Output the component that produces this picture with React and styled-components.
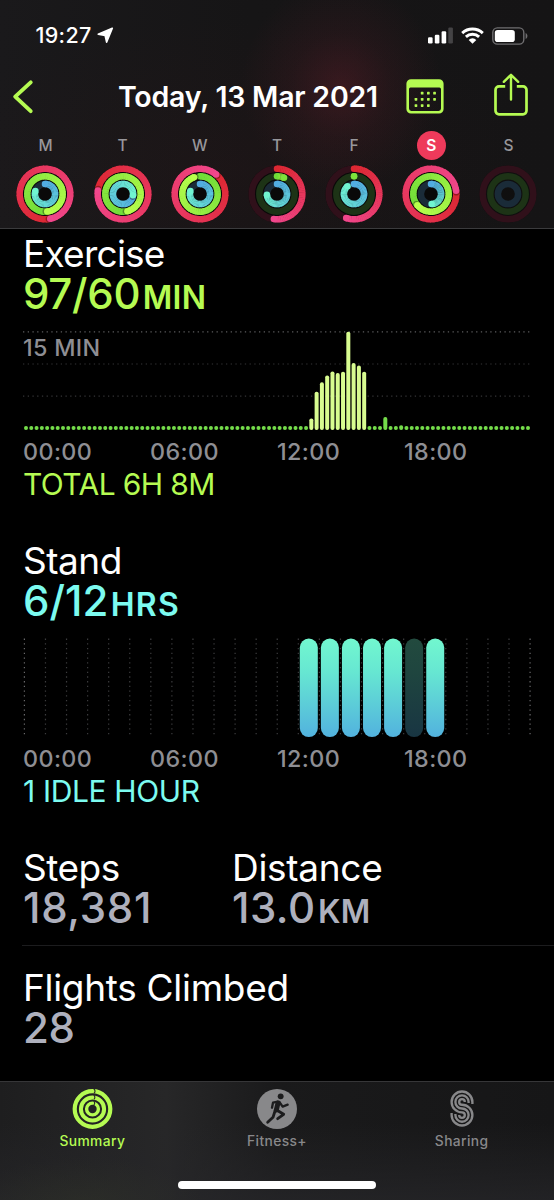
import React from 'react';
import styled, { createGlobalStyle } from 'styled-components';

const GREEN = '#b5fb52';
const CYAN = '#7cfbf0';
const GREY = '#8e8e93';

const GlobalStyle = createGlobalStyle`
  * { box-sizing: border-box; }
  body {
    margin: 0;
    background: #000;
    font-family: Inter, "Liberation Sans", sans-serif;
    color: #fff;
  }
`;

const Screen = styled.div`
  width: 554px;
  height: 1200px;
  display: flex;
  flex-direction: column;
  overflow: hidden;
  background: #000;
`;

const Header = styled.header`
  flex: none;
  height: 229px;
  border-bottom: 1px solid #3b3b3d;
  background:
    radial-gradient(ellipse 100px 105px at 341px 86px, rgba(96, 30, 42, 0.45), rgba(96, 30, 42, 0.17) 50%, transparent),
    radial-gradient(ellipse 300px 150px at 230px 170px, rgba(60, 22, 26, 0.16), transparent),
    linear-gradient(90deg, #1a191b, #161516 45%, #151415);
`;

const StatusBar = styled.div`
  height: 71px;
  padding: 0 26px 0 35.5px;
  display: flex;
  align-items: center;
  svg { flex: none; }
`;

const Clock = styled.span`
  width: 61.5px;
  font-size: 21.5px;
  line-height: 26px;
  margin-top: -1px;
  font-weight: 500;
  letter-spacing: 0.3px;
`;

const StatusIcons = styled.div`
  margin-left: auto;
  display: flex;
  align-items: center;
  gap: 8px;
`;

const NavBar = styled.div`
  height: 51px;
  padding: 0 26px 0 12px;
  display: flex;
  align-items: center;
  svg { flex: none; }
`;

const Title = styled.h1`
  margin: 0 0 0 84px;
  width: 288px;
  white-space: nowrap;
  font-size: 28.5px;
  font-weight: 600;
  letter-spacing: -0.22px;
`;

const NavActions = styled.div`
  flex: 1;
  display: flex;
  align-items: center;
  justify-content: space-between;
`;

const Week = styled.div`
  display: grid;
  grid-template-columns: repeat(7, 77.17px);
  padding: 8.5px 0 0 6.9px;
`;

const Day = styled.div`
  display: flex;
  flex-direction: column;
  align-items: center;
  gap: 5px;
`;

const DayLetter = styled.span`
  width: 29px;
  height: 29px;
  border-radius: 50%;
  text-align: center;
  line-height: 29px;
  font-size: 15.5px;
  font-weight: ${p => (p.$active ? 600 : 500)};
  color: ${p => (p.$active ? '#fff' : '#98979b')};
  background: ${p => (p.$active ? '#ee3a5b' : 'transparent')};
`;

const Main = styled.main`
  flex: 1;
  padding: 4.5px 0 0 23px;
`;

const Section = styled.section`
  height: 307px;
`;

const Name = styled.h2`
  margin: 0;
  white-space: nowrap;
  font-size: 37px;
  line-height: 40px;
  font-weight: 400;
  letter-spacing: ${p => p.$track || '-0.5px'};
`;

const Value = styled.div`
  white-space: nowrap;
  font-size: 42px;
  line-height: 40px;
  font-weight: 500;
  color: ${p => p.$color};
  letter-spacing: ${p => p.$track || '-0.3px'};
`;

const Unit = styled.span`
  margin-left: 2.5px;
  font-size: 32px;
  font-weight: 600;
  letter-spacing: ${p => p.$track || '0.3px'};
`;

const ChartBox = styled.div`
  position: relative;
  height: 100px;
  margin: 13px 0 0 -1px;
  svg { display: block; }
`;

const ScaleLabel = styled.span`
  position: absolute;
  left: 1px;
  top: 4px;
  font-size: 23.3px;
  line-height: 26px;
  font-weight: 500;
  color: ${GREY};
  letter-spacing: 0.3px;
`;

const Axis = styled.div`
  display: grid;
  grid-template-columns: repeat(4, 127px);
  margin-top: 8px;
  font-size: 23.3px;
  line-height: 26px;
  font-weight: 500;
  color: ${GREY};
  letter-spacing: 0.4px;
`;

const Total = styled.div`
  margin-top: 1px;
  white-space: nowrap;
  font-size: 30px;
  line-height: 36px;
  font-weight: 400;
  color: ${p => p.$color};
  letter-spacing: ${p => p.$track};
`;

const Stats = styled.div`
  display: grid;
  grid-template-columns: 209px 1fr;
  height: 98px;
  margin-left: -1px;
  padding-left: 1px;
  border-bottom: 1px solid #1c1c1e;
`;

const Flights = styled.div`
  padding-top: 22.8px;
`;

const TabBar = styled.nav`
  flex: none;
  height: 119px;
  border-top: 1px solid #363638;
  display: flex;
  flex-direction: column;
  align-items: center;
  background:
    radial-gradient(ellipse 120px 50px at 85px 125px, rgba(60, 66, 40, 0.25), transparent),
    linear-gradient(180deg, transparent 35%, rgba(38, 38, 41, 0.75)),
    linear-gradient(90deg, #1e1e1f, #272728 30%, #1a1a1b 50%, #161617);
`;

const Tabs = styled.div`
  width: 100%;
  height: 99px;
  padding-top: 6.5px;
  display: grid;
  grid-template-columns: repeat(3, 1fr);
`;

const Tab = styled.div`
  display: flex;
  flex-direction: column;
  align-items: center;
  gap: 3px;
  color: ${p => (p.$active ? GREEN : '#88888a')};
  font-size: 13.8px;
  line-height: 18px;
  font-weight: 500;
  letter-spacing: 0.4px;
`;

const HomeIndicator = styled.div`
  width: 198px;
  height: 7.5px;
  border-radius: 4px;
  background: #fff;
`;

/* ---------- activity rings ---------- */

const RINGS = [
  { r: 25.3, from: [221, 40, 50], to: [241, 71, 140], track: '#30101a' },
  { r: 17.7, from: [112, 220, 56], to: [184, 255, 76], track: '#1d3316' },
  { r: 10.1, from: [82, 172, 226], to: [112, 245, 208], track: '#1a2b38' },
];

const DAYS = [
  { letter: 'M', v: [1.467, 1.48, 0.8] },
  { letter: 'T', v: [1.772, 1.46, 1.27] },
  { letter: 'W', v: [1.11, 0.945, 0.8] },
  { letter: 'T', v: [0.52, 0.065, 0.74] },
  { letter: 'F', v: [0.55, 0.001, 0.89] },
  { letter: 'S', v: [1.23, 1.64, 0.49], active: true },
  { letter: 'S', v: [0, 0, 0] },
];

const point = (r, turn) => {
  const a = turn * Math.PI * 2;
  return [29 + r * Math.sin(a), 29 - r * Math.cos(a)];
};

const mix = (a, b, t) => `rgb(${a.map((c, i) => Math.round(c + (b[i] - c) * t)).join(',')})`;

function Ring({ ring, value }) {
  const { r, from, to, track } = ring;
  const base = <circle cx="29" cy="29" r={r} fill="none" stroke={track} strokeWidth="6.5" />;
  if (!value) return base;
  const start = value > 1 ? value - 1 : 0;
  const steps = 48;
  const parts = [];
  for (let i = 0; i < steps; i++) {
    const a = start + ((value - start) * i) / steps;
    const b = start + ((value - start) * (i + 1.25)) / steps;
    const [x1, y1] = point(r, a);
    const [x2, y2] = point(r, Math.min(b, value));
    parts.push(
      <path key={i} d={`M${x1} ${y1}A${r} ${r} 0 0 1 ${x2} ${y2}`} stroke={mix(from, to, i / steps)} strokeWidth="6.5" fill="none" />
    );
  }
  const [sx, sy] = point(r, start);
  const [ex, ey] = point(r, value);
  const [hx, hy] = point(r, value + 0.01 * (25 / r));
  return (
    <g>
      {base}
      {value <= 1 && <circle cx={sx} cy={sy} r="3.25" fill={mix(from, to, 0)} />}
      {parts}
      {value > 0.9 && <circle cx={hx} cy={hy} r="3.1" fill="rgba(20,0,0,0.35)" />}
      <circle cx={ex} cy={ey} r="3.25" fill={mix(from, to, value < 0.1 ? 0.2 : 1)} />
    </g>
  );
}

const Rings = ({ values }) => (
  <svg width="58" height="58" viewBox="0 0 58 58">
    <circle cx="29" cy="29" r="28.5" fill="#070707" opacity={values[0] ? 0.85 : 0.4} />
    {RINGS.map((ring, i) => (
      <Ring key={i} ring={ring} value={values[i]} />
    ))}
  </svg>
);

/* ---------- charts ---------- */

// minutes bars: slot of the day (15 min each) -> height
const BARS = {
  54: 11.6, 55: 38.3, 56: 47.7, 57: 54.6, 58: 58.6, 59: 57,
  60: 58.3, 61: 98.3, 62: 67, 63: 64.5, 64: 58.3, 68: 13, 71: 4.8,
};

const ExerciseChart = () => (
  <svg width="532" height="100" viewBox="0 0 532 100">
    {[0.8, 33, 65.2].map((y, i) => (
      <line key={y} x1="1" x2="510" y1={y} y2={y} stroke={i ? '#343436' : '#5c5c5e'} strokeWidth="1.2" strokeDasharray="1.3 3.42" />
    ))}
    {Array.from({ length: 96 }, (_, i) => {
      const h = BARS[i] || 4;
      const tall = i >= 54 && i <= 64;
      return (
        <rect key={i} x={2 + i * 5.284} y={99 - h} width={4} height={h} rx="1.9" fill={tall ? '#d8fc90' : '#74dc4a'} />
      );
    })}
  </svg>
);

const STAND = { 13: 1, 14: 1, 15: 1, 16: 1, 17: 1, 18: 0.3, 19: 1 };

const StandChart = () => (
  <svg width="532" height="100" viewBox="0 0 532 100">
    <defs>
      <linearGradient id="stand" x1="0" y1="0" x2="0" y2="1">
        <stop offset="0" stopColor="#72f7cf" />
        <stop offset="0.35" stopColor="#66e6d2" />
        <stop offset="1" stopColor="#52b2de" />
      </linearGradient>
    </defs>
    {Array.from({ length: 25 }, (_, i) => (
      <line
        key={i}
        x1={2.4 + i * 21.07}
        x2={2.4 + i * 21.07}
        y1="0.6"
        y2="98"
        stroke={i % 24 === 0 ? '#68686a' : '#3c3c3e'}
        strokeWidth="1.2"
        strokeDasharray="1.3 3.42"
      />
    ))}
    {Object.keys(STAND).map(h => (
      <rect key={h} x={3.9 + h * 21.07} y="0.6" width="18" height="98.5" rx="9" fill="url(#stand)" opacity={STAND[h]} />
    ))}
  </svg>
);

const Hours = () => (
  <Axis>
    <span>00:00</span>
    <span>06:00</span>
    <span>12:00</span>
    <span>18:00</span>
  </Axis>
);

/* ---------- icons ---------- */

const LocationIcon = () => (
  <svg width="17" height="17" viewBox="0 0 17 17">
    <path d="M15.3 1.2L1.2 7.3L8.1 8.4L9.6 15.2Z" fill="#fff" stroke="#fff" strokeWidth="1.6" strokeLinejoin="round" />
  </svg>
);

const SignalIcon = () => (
  <svg width="25" height="17" viewBox="0 0 25 17">
    <rect x="0" y="10.3" width="4.6" height="6.2" rx="1.2" fill="#fff" />
    <rect x="6.8" y="7.8" width="4.6" height="8.7" rx="1.2" fill="#fff" />
    <rect x="13.6" y="4.3" width="4.6" height="12.2" rx="1.2" fill="#fff" />
    <rect x="20.3" y="0.6" width="4.6" height="15.9" rx="1.2" fill="#444345" />
  </svg>
);

const WifiIcon = () => (
  <svg width="23" height="17" viewBox="0 0 23 17">
    <g fill="none" stroke="#fff" strokeWidth="2.9">
      <path d="M1.2 6.1A15 15 0 0 1 21.8 6.1" />
      <path d="M4.9 9.9A9.6 9.6 0 0 1 18.1 9.9" />
    </g>
    <path d="M7.7 12.9A5.4 5.4 0 0 1 15.3 12.9L11.5 16.8Z" fill="#fff" />
  </svg>
);

const BatteryIcon = () => (
  <svg width="36" height="18" viewBox="0 0 36 18">
    <rect x="0.8" y="0.9" width="31" height="16.2" rx="4.6" fill="none" stroke="#6f6e70" strokeWidth="1.4" />
    <rect x="2.8" y="2.9" width="20" height="12.2" rx="2.8" fill="#fff" />
    <path d="M33.6 6V12C34.8 11.5 35.4 10.4 35.4 9C35.4 7.6 34.8 6.5 33.6 6Z" fill="#6f6e70" />
  </svg>
);

const BackIcon = () => (
  <svg width="22" height="36" viewBox="0 0 22 36">
    <path d="M18.7 3.4L3.2 17.6L18.7 32.2" fill="none" stroke={GREEN} strokeWidth="3.9" strokeLinecap="round" strokeLinejoin="round" />
  </svg>
);

const CalendarIcon = () => {
  const dots = [[1, 0], [2, 0], [3, 0], [0, 1], [1, 1], [2, 1], [3, 1], [0, 2], [1, 2], [2, 2]];
  return (
    <svg width="38" height="35" viewBox="0 0 38 35">
      <path d="M5 0.2H33A4.6 4.6 0 0 1 37.6 4.8V30A4.6 4.6 0 0 1 33 34.6H5A4.6 4.6 0 0 1 0.4 30V4.8A4.6 4.6 0 0 1 5 0.2ZM4.8 8.6A1.6 1.6 0 0 0 3 10.2V29.6A2.4 2.4 0 0 0 5.4 32H32.6A2.4 2.4 0 0 0 35 29.6V10.2A1.6 1.6 0 0 0 33.4 8.6Z" fill={GREEN} fillRule="evenodd" />
      {dots.map(([c, r]) => (
        <rect key={`${c}${r}`} x={8.6 + c * 6.2} y={12.8 + r * 6.2} width="2.7" height="2.7" rx="0.6" fill={GREEN} />
      ))}
    </svg>
  );
};

const ShareSvg = styled.svg`
  margin-bottom: 4px;
`;

const ShareIcon = () => (
  <ShareSvg width="34" height="43" viewBox="0 0 34 43">
    <g fill="none" stroke={GREEN} strokeWidth="2.7" strokeLinecap="round" strokeLinejoin="round">
      <path d="M11.2 13.4H5A3.5 3.5 0 0 0 1.5 16.9V37.8A3.5 3.5 0 0 0 5 41.3H29A3.5 3.5 0 0 0 32.5 37.8V16.9A3.5 3.5 0 0 0 29 13.4H22.8" strokeLinecap="butt" />
      <path d="M17 26.6V2.4M9.8 8.8L17 1.8L24.2 8.8" strokeWidth="2.4" />
    </g>
  </ShareSvg>
);

const SummaryIcon = () => (
  <svg width="41" height="40" viewBox="0 0 41 40">
    <g fill="none" stroke="currentColor">
      <circle cx="20.5" cy="20" r="17.8" strokeWidth="4.2" />
      <circle cx="20.5" cy="20" r="11.6" strokeWidth="4" />
      <circle cx="20.5" cy="20" r="5.9" strokeWidth="3.4" />
    </g>
    <g fill="none" stroke="#262627" strokeWidth="1.1">
      <path d="M21.8 0A2.6 2.6 0 0 1 21.8 4.4M21.8 6.2A2.6 2.6 0 0 1 21.8 10.4M21.8 12.2A2.4 2.4 0 0 1 21.8 16" />
    </g>
  </svg>
);

const RunnerIcon = () => (
  <svg width="40" height="40" viewBox="80 27 120 120">
    <circle cx="140" cy="87" r="60" fill="currentColor" />
    <circle cx="151" cy="49" r="8.8" fill="#1c1c1d" />
    <g fill="none" stroke="#1c1c1d" strokeLinecap="round" strokeLinejoin="round">
      <path d="M143 69L138 90" strokeWidth="15" />
      <path d="M142 65L128 68L125 83M147 66L157 80L172 74" strokeWidth="7" />
      <path d="M140 91L160 103L142 116M135 90L128 112L112 127" strokeWidth="8.5" />
    </g>
  </svg>
);

// three parallel stripes: upper radius, lower radius, length of the end at each side
const STRIPES = [[10.4, 2.8, 2, 0], [6.6, 6.6, 1, 1], [2.8, 10.4, 0, 2]];

const SharingIcon = () => (
  <svg width="24" height="40" viewBox="0 0 24 40">
    <g fill="none" stroke="currentColor" strokeWidth="2.35">
      {STRIPES.map(([a, b, top, bottom]) => (
        <path key={a} d={`M${12 + a} ${12.9 + top}V12.9A${a} ${a} 0 1 0 12 ${12.9 + a}A${b} ${b} 0 1 1 ${12 - b} 26.1V${26.1 - bottom}`} />
      ))}
    </g>
  </svg>
);

export default function App() {
  return (
    <Screen>
      <GlobalStyle />
      <Header>
        <StatusBar>
          <Clock>19:27</Clock>
          <LocationIcon />
          <StatusIcons>
            <SignalIcon />
            <WifiIcon />
            <BatteryIcon />
          </StatusIcons>
        </StatusBar>
        <NavBar>
          <BackIcon />
          <Title>Today, 13 Mar 2021</Title>
          <NavActions>
            <CalendarIcon />
            <ShareIcon />
          </NavActions>
        </NavBar>
        <Week>
          {DAYS.map((d, i) => (
            <Day key={i}>
              <DayLetter $active={d.active}>{d.letter}</DayLetter>
              <Rings values={d.v} />
            </Day>
          ))}
        </Week>
      </Header>

      <Main>
        <Section>
          <Name $track="-0.75px">Exercise</Name>
          <Value $color={GREEN}>97/60<Unit>MIN</Unit></Value>
          <ChartBox>
            <ExerciseChart />
            <ScaleLabel>15 MIN</ScaleLabel>
          </ChartBox>
          <Hours />
          <Total $color={GREEN} $track="-0.6px">TOTAL 6H 8M</Total>
        </Section>

        <Section>
          <Name>Stand</Name>
          <Value $color={CYAN} $track="0px">6/12<Unit $track="1.2px">HRS</Unit></Value>
          <ChartBox>
            <StandChart />
          </ChartBox>
          <Hours />
          <Total $color={CYAN} $track="-0.35px">1 IDLE HOUR</Total>
        </Section>

        <Stats>
          <div>
            <Name>Steps</Name>
            <Value $color="#aeb0bd" $track="0.7px">18,381</Value>
          </div>
          <div>
            <Name $track="-0.3px">Distance</Name>
            <Value $color="#aeb0bd" $track="0.5px">13.0<Unit>KM</Unit></Value>
          </div>
        </Stats>
        <Flights>
          <Name $track="-0.3px">Flights Climbed</Name>
          <Value $color="#aeb0bd">28</Value>
        </Flights>
      </Main>

      <TabBar>
        <Tabs>
          <Tab $active>
            <SummaryIcon />
            Summary
          </Tab>
          <Tab>
            <RunnerIcon />
            Fitness+
          </Tab>
          <Tab>
            <SharingIcon />
            Sharing
          </Tab>
        </Tabs>
        <HomeIndicator />
      </TabBar>
    </Screen>
  );
}
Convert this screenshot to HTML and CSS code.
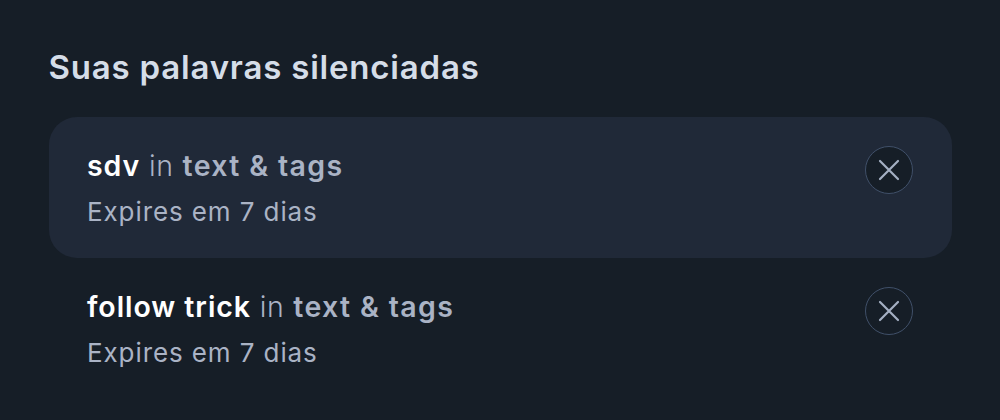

————

**Stated exercise**
From the data above, pick out each line containing "components" and copy it.

**Answer for this exercise**
Output the component that produces this picture with React and styled-components.
import styled, { createGlobalStyle } from 'styled-components';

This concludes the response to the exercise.